All respect and no restraint

Which is why Black folks are so "sensitive"

Why the Feds Won't Prosecute West Virginia Torture Case as a Hate Crime
By Earl Ofari Hutchinson, AlterNet
Posted on September 14, 2007, Printed on September 15, 2007 

The Williams case is a near textbook example of how prosecutors deal with crimes, even possibly racially motivated crimes. They may be horrific, but they are seen as common crimes and are treated as such. Few state prosecutor will chance inflaming racial passions and hatreds by slapping a hate crime tag on a case.

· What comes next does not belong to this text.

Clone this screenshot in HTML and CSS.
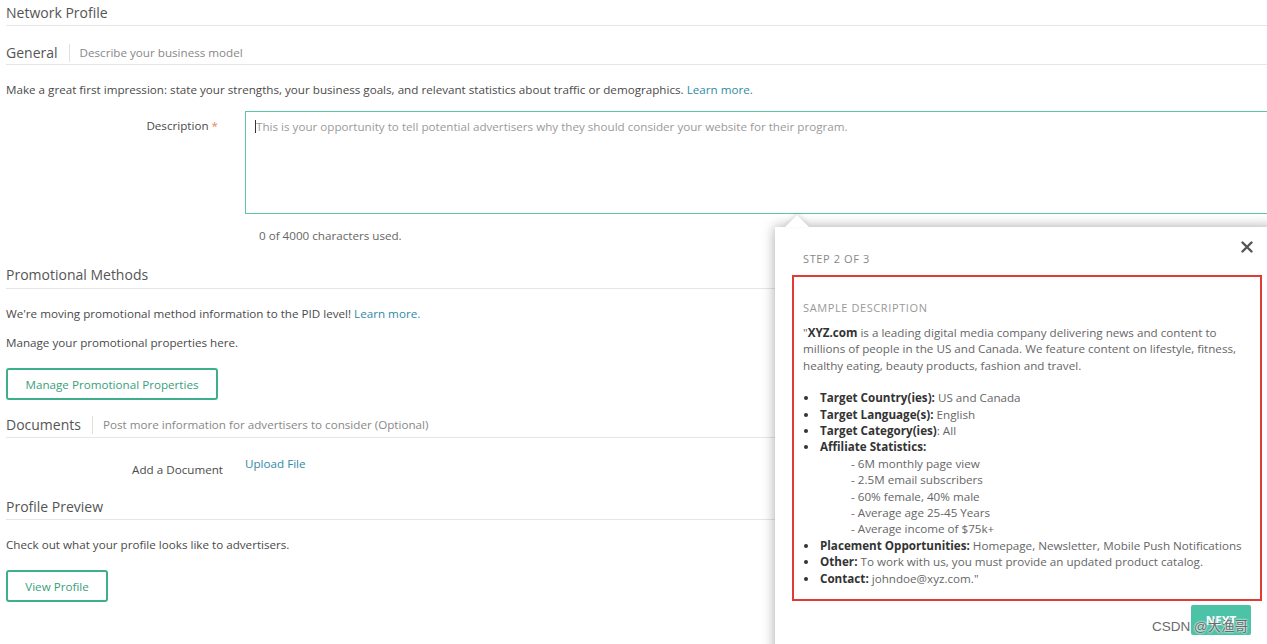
FILE: index.html
```html
<!DOCTYPE html>
<html>
<head>
  <meta charset="utf-8">
  <title>Network Profile</title>
  <link rel="stylesheet" href="styles.css">
</head>
<body>
  <div class="page">
    <h2 class="page_title">Network Profile</h2>

    <div class="section_head">
      <h3>General</h3>
      <span class="section_sub">Describe your business model</span>
    </div>
    <p class="intro">Make a great first impression: state your strengths, your business goals, and relevant statistics about traffic or demographics. <a href="#">Learn more.</a></p>
    <div class="field">
      <label class="field_label desc_label">Description <span class="req">*</span></label>
      <div class="field_body">
        <div class="textarea"><span class="caret"></span>This is your opportunity to tell potential advertisers why they should consider your website for their program.</div>
        <div class="counter">0 of 4000 characters used.</div>
      </div>
    </div>

    <div class="section_head plain head_promo">
      <h3>Promotional Methods</h3>
    </div>
    <p class="intro">We're moving promotional method information to the PID level! <a href="#">Learn more.</a></p>
    <p class="intro tight">Manage your promotional properties here.</p>
    <button class="btn_outline btn_manage">Manage Promotional Properties</button>

    <div class="section_head head_docs">
      <h3>Documents</h3>
      <span class="section_sub">Post more information for advertisers to consider (Optional)</span>
    </div>
    <div class="field doc_field">
      <label class="field_label doc_label">Add a Document</label>
      <div class="field_body"><a href="#" class="upload">Upload File</a></div>
    </div>

    <div class="section_head plain head_preview">
      <h3>Profile Preview</h3>
    </div>
    <p class="intro">Check out what your profile looks like to advertisers.</p>
    <button class="btn_outline btn_view">View Profile</button>
  </div>

  <div class="popover">
    <button class="pop_close" aria-label="Close">
      <svg width="12" height="12" viewBox="0 0 12 12"><path d="M1.5 1.5 L10.5 10.5 M10.5 1.5 L1.5 10.5" stroke="#555" stroke-width="2.4" stroke-linecap="round"/></svg>
    </button>
    <div class="pop_step">STEP 2 OF 3</div>
    <div class="sample">
      <div class="sample_title">SAMPLE DESCRIPTION</div>
      <p class="sample_text">"<b>XYZ.com</b> is a leading digital media company delivering news and content to millions of people in the US and Canada. We feature content on lifestyle, fitness, healthy eating, beauty products, fashion and travel.</p>
      <ul class="sample_list">
        <li><b>Target Country(ies):</b> US and Canada</li>
        <li><b>Target Language(s):</b> English</li>
        <li><b>Target Category(ies)</b>: All</li>
        <li><b>Affiliate Statistics:</b>
          <div class="stat">- 6M monthly page view</div>
          <div class="stat">- 2.5M email subscribers</div>
          <div class="stat">- 60% female, 40% male</div>
          <div class="stat">- Average age 25-45 Years</div>
          <div class="stat">- Average income of $75k+</div>
        </li>
        <li><b>Placement Opportunities:</b> Homepage, Newsletter, Mobile Push Notifications</li>
        <li><b>Other:</b> To work with us, you must provide an updated product catalog.</li>
        <li><b>Contact:</b> johndoe@xyz.com."</li>
      </ul>
    </div>
    <div class="pop_foot">
      <button class="btn_next">NEXT</button>
    </div>
  </div>

  <span class="watermark">CSDN @大渔哥</span>
</body>
</html>
```

FILE: styles.css
```css
html, body {
  margin: 0;
  padding: 0;
  background: #fff;
}
body {
  font-family: "Open Sans", "Noto Sans CJK SC", sans-serif;
  font-size: 11.65px;
  color: #4a4a4a;
  width: 1267px;
  height: 644px;
  overflow: hidden;
  position: relative;
}
a {
  color: #2e8ba6;
  text-decoration: none;
}

.page {
  padding-left: 6px;
}
.page_title {
  margin: 0;
  font-size: 14px;
  font-weight: normal;
  line-height: 20px;
  color: #555;
  padding: 3px 0 2px;
  border-bottom: 1px solid #e6e6e6;
}

.section_head {
  display: flex;
  align-items: center;
  margin-top: 17px;
  padding-bottom: 1px;
  border-bottom: 1px solid #e6e6e6;
}
.section_head h3 {
  margin: 0;
  font-size: 14px;
  font-weight: normal;
  line-height: 20px;
  color: #555;
  padding-right: 11px;
}
.section_sub {
  border-left: 1px solid #e0e0e0;
  padding-left: 10px;
  line-height: 18px;
  color: #888;
}
.head_promo {
  margin-top: 21px;
  padding-bottom: 3px;
}
.head_docs {
  margin-top: 15px;
  padding-bottom: 2px;
}
.head_preview {
  margin-top: 19px;
  padding-bottom: 2px;
}

.intro {
  margin: 17px 0 0;
  line-height: 16px;
  color: #4a4a4a;
}
.intro.tight {
  margin-top: 13px;
}

.field {
  display: flex;
  margin-top: 13px;
}
.field_label {
  width: 217px;
  flex: none;
  text-align: right;
  line-height: 16px;
  padding-top: 7px;
  color: #4a4a4a;
}
.desc_label {
  padding-right: 5px;
  box-sizing: border-box;
}
.req {
  color: #e8875a;
}
.field_body {
  flex: 1;
  margin-left: 22px;
  min-width: 0;
}
.textarea {
  border: 1px solid #5cc8a0;
  border-right: none;
  margin-right: -20px;
  padding: 7px 9px 0;
  line-height: 16px;
  color: #9a9a9a;
  box-sizing: border-box;
  height: 103px;
}
.caret {
  display: inline-block;
  width: 1px;
  height: 13px;
  background: #333;
  vertical-align: -2px;
}
.counter {
  margin-top: 14px;
  padding-left: 14px;
  line-height: 16px;
  color: #666;
}

.btn_outline {
  display: block;
  margin-top: 17px;
  height: 32px;
  padding: 0;
  border: 2px solid #3fae8c;
  border-radius: 3px;
  background: #fff;
  font-family: inherit;
  font-size: 11.65px;
  color: #3a9e7c;
}
.btn_manage {
  width: 212px;
}
.btn_view {
  width: 102px;
}

.doc_field {
  margin-top: 18px;
}
.doc_label {
  padding-top: 6px;
}
.upload {
  display: block;
  line-height: 16px;
}

.popover {
  position: absolute;
  left: 775px;
  top: 227px;
  width: 500px;
  height: 440px;
  background: #fff;
  box-shadow: 0 0 12px rgba(0, 0, 0, 0.35);
  padding: 24px 0 0 17px;
  box-sizing: border-box;
}
.popover::before {
  content: "";
  position: absolute;
  left: 10px;
  top: -12px;
  border-left: 12px solid transparent;
  border-right: 12px solid transparent;
  border-bottom: 12px solid #fff;
  filter: drop-shadow(0 -2px 2px rgba(0, 0, 0, 0.12));
}
.pop_close {
  position: absolute;
  right: 22px;
  top: 14px;
  border: 0;
  background: none;
  padding: 0;
  width: 12px;
  height: 12px;
}
.pop_step {
  margin-left: 11px;
  line-height: 16px;
  font-size: 11px;
  letter-spacing: 0.6px;
  color: #888;
}
.sample {
  width: 470px;
  box-sizing: border-box;
  margin-top: 8px;
  border: 2px solid #e23a35;
  padding: 23px 12px 12px 9px;
  color: #666;
  line-height: 16.4px;
}
.sample_title {
  line-height: 16px;
  font-size: 11px;
  letter-spacing: 0.6px;
  color: #999;
}
.sample_text {
  margin: 9px 0 0;
}
.sample_text b,
.sample_list b {
  color: #333;
}
.sample_list {
  list-style: none;
  margin: 16px 0 0;
  padding: 0 0 0 17px;
}
.sample_list li {
  position: relative;
}
.sample_list li::before {
  content: "";
  position: absolute;
  left: -16px;
  top: 6px;
  width: 4px;
  height: 4px;
  border-radius: 50%;
  background: #333;
}
.stat {
  padding-left: 31px;
}
.pop_foot {
  display: flex;
  justify-content: flex-end;
  width: 459px;
  margin-top: 4px;
}
.btn_next {
  width: 60px;
  height: 30px;
  border: 0;
  border-radius: 2px;
  background: #4cc2a7;
  color: #fff;
  font-family: inherit;
  font-weight: bold;
  font-size: 11.65px;
}

.watermark {
  position: absolute;
  left: 1152px;
  top: 618px;
  font-family: "Liberation Sans", "Noto Sans CJK SC", sans-serif;
  font-size: 13.5px;
  line-height: 18px;
  color: #6b6b6b;
  text-shadow: 0 0 2px #fff, 0 0 2px #fff;
}
```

There's also the belief that hate crimes are mostly a thing of the past. When they do occur, they are isolated acts committed by a handful of quacks, and unreconstructed bigots, and that state authorities vigorously report and prosecute the perpetrators of these crimes.

When Congress passed the Hate Crimes Statistics Act of 1990, it compelled the FBI to collect figures on hate violence. However, it did not compel police agencies to report them. Record keeping on hate crimes is still left up to the discretion of local police chiefs and city officials. Many police departments still refuse to report hate crimes, or to label crimes in which gays, and minorities are targeted because of race or sexual preference as hate crimes. Still other police departments don't bother compiling them because they regard hate crimes as a politically loaded minefield that can tarnish their image and create even more racial friction. The official indifference by many police agencies to hate crimes prevents federal officials, even if they wanted to more aggressively enforce civil rights laws, from accurately gauging the magnitude of civil rights violence.

The picture of how much hate violence there actually is in the country and even what constitutes hate violence is even more blurred by confusion and uncertainty over what makes a crime a hate crime. Simply pillorying someone with racial epithets while committing a physical assault may not pass the legal muster of what is a hate crime. The crucial element is whether the racial epithets shouted out were incidental to the attack or were they the precipitating factor in the attack? It's the finest of fine legal hair splitting. But ultimately that's what prosecutors rightly or wrong look at in deciding whether they have any chance to get convictions in crimes where race is involved.